10 августа, то есть непосредственно накануне упомянутых в дневнике переговоров Риббентропа с Чиано (тот с 11 по 13 августа находился с визитом в Берхтесгадене и Зальцбурге), Канарис вместе с Кейтелем полетел в Зальцбург. В то время как начальник штаба вермахта находился на Оберзальцберге, Канарис вместе с одним сопровождающим обедал в кругу семьи Риббентропа в замке Фушл. Министр иностранных дел Германии по такому случаю в хвастливых тонах подчеркнул значение военного союза с Италией, который он заключил в мае этого года. Риббентроп тогда был еще глубоко убежден в том, что Италия в предстоящем конфликте немедленно встанет на сторону Германии. С другой стороны,
Через пять дней после беседы с Кейтелем Канарис в полной мере осознал опасность, навстречу которой неслась Германия явно без шансов на спасение. Он был участником встречи в Берхтесгадене 22 августа, на которую Гитлер пригласил руководство вермахта. В многочасовых выступлениях с перерывом только на завтрак фюрер сообщил собравшимся военным свои взгляды на международное положение, описал свои внешнеполитические целеустановки и объявил о начале военных действий против Польши 26 августа. Относительно содержания выступления Гитлера на судебном процессе против главных военных преступников были представлены три документа, основывающиеся на записях участников этой встречи. Они в основном совпадают друг с другом, но в них записаны лишь отрывки того, что Гитлер действительно говорил собравшимся военным. Канарис во время речи Гитлера сознательно держался на заднем плане и несмотря на запрещение делать записи записал всю речь. После возвращения он, находясь еще совершенно под впечатлением безумных планов Гитлера, прочел своим доверенным в управлении разведки важнейшие отрывки из речи. Он записал копию конспекта в своем дневнике. То, что и эта часть дневника считается безвозвратно исчезнувшей, является невосполнимой потерей для истории нашего времени.
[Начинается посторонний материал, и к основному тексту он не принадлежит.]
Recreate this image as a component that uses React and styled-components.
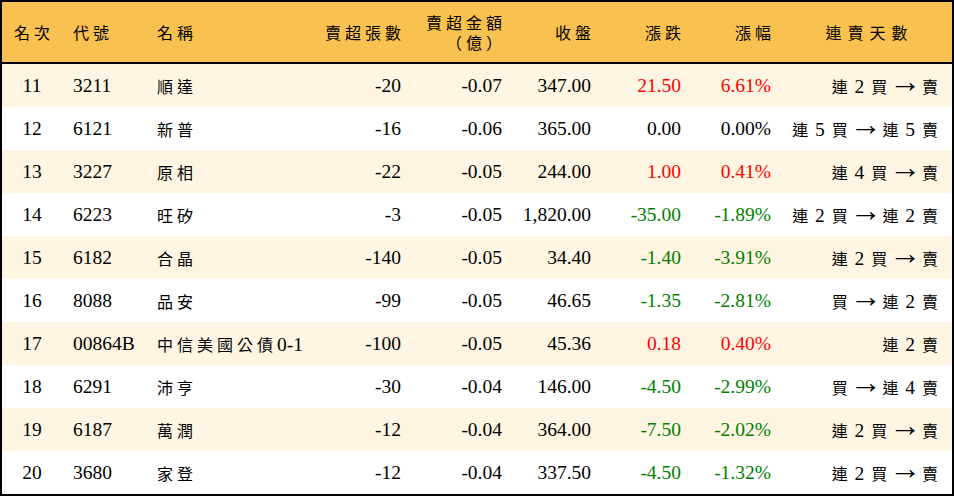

Несчастье, приближение которого Канарис так давно чувствовал и против которого он всеми силами боролся, похоже, наступало. Риббентроп вернулся из Москвы как триумфатор с подписанным германо-советским договором о ненападении. В то время как немецкий народ верил, что гениальный шахматный ход фюрера вновь отодвинул грозящую опасность войны в Европе, диктатор совершал последние приготовления, чтобы 26 августа согласно плану начать нападение на Польшу. Еще раз возникло впечатление, что мир в последнюю секунду будет спасен. Заявление Муссолини, что Италия не будет участвовать в войне, а также известие о подписании Британией гарантий помощи Польше, принудили Гитлера забрать назад уже отданный приказ о нападении. Об этом событии сообщает запись Канариса, которую он сделал в своем дневнике после своей беседы с Роаттой. Снова начались лихорадочные дипломатические переговоры. Но даже предостережения, содержащиеся в письме Муссолини и в британском договоре о гарантиях не смогли исцелить Гитлера от его ослепления. 31 августа он дал окончательный приказ о нападении на Польшу. Вермахт послушался. Борьба за мир была проиграна. Война началась, роковая судьба Германии начала свой неумолимый бег.
Книга третья
Квадратура круга
Промежуточный итог
На стыке войны и мира человек еще раз останавливается и задумывается. Он подводит итоги, пока война еще не втянула его в свой водоворот. А эти итоги — в этом он себе признается — неутешительны. Все усилия минувших пяти лет были напрасны. Тиран победил повсюду. Мир утрачен, тысячелетняя культура в смертельной опасности, а главный враг — в собственной стране. Массы не понимают, о чем идет речь и что им угрожает. Даже противоестественный союз с Востоком не открыл им глаза. Напротив, тысячи маленьких Макиавелли с ликованием приветствуют этот гениальный ход великого соблазнителя. Призыв к инстинктам патриотизма на сей раз не остается без ответа, хотя тот, от кого он исходит, является лживым пророком и его не волнуют подлинные интересы страны и народа.
Человек чувствует разлад в собственной душе. Победы соблазнителю, который расширит тиранию зла — кто знает насколько? — он не может желать, но он не желает и поражения и тем более уничтожения родины; он знает, что эта война не на жизнь, а на смерть.
Если бы у него был выбор, он бы тихо ушел, передал бы дело, в котором сомневается, в другие руки. Ведь он не видит решения задачи, которая похожа на задачу с квадратурой круга, то есть неразрешима. Но у него нет выбора. Он не должен покидать свой пост, если не хочет отдать его врагу, который только и ждет этой возможности. Это было бы изменой, он должен оставаться, потому что он чувствует свою ответственность за родину, а кроме того, за человечество и все человеческое. Он знает, что его работа останется незаконченной и когда-то его за это упрекнут, но он понимает, что его выход в отставку будет причиной еще больших несчастий. И поэтому он остается на своем посту и будет поступать так, как будто невозможное все же можно сделать возможным.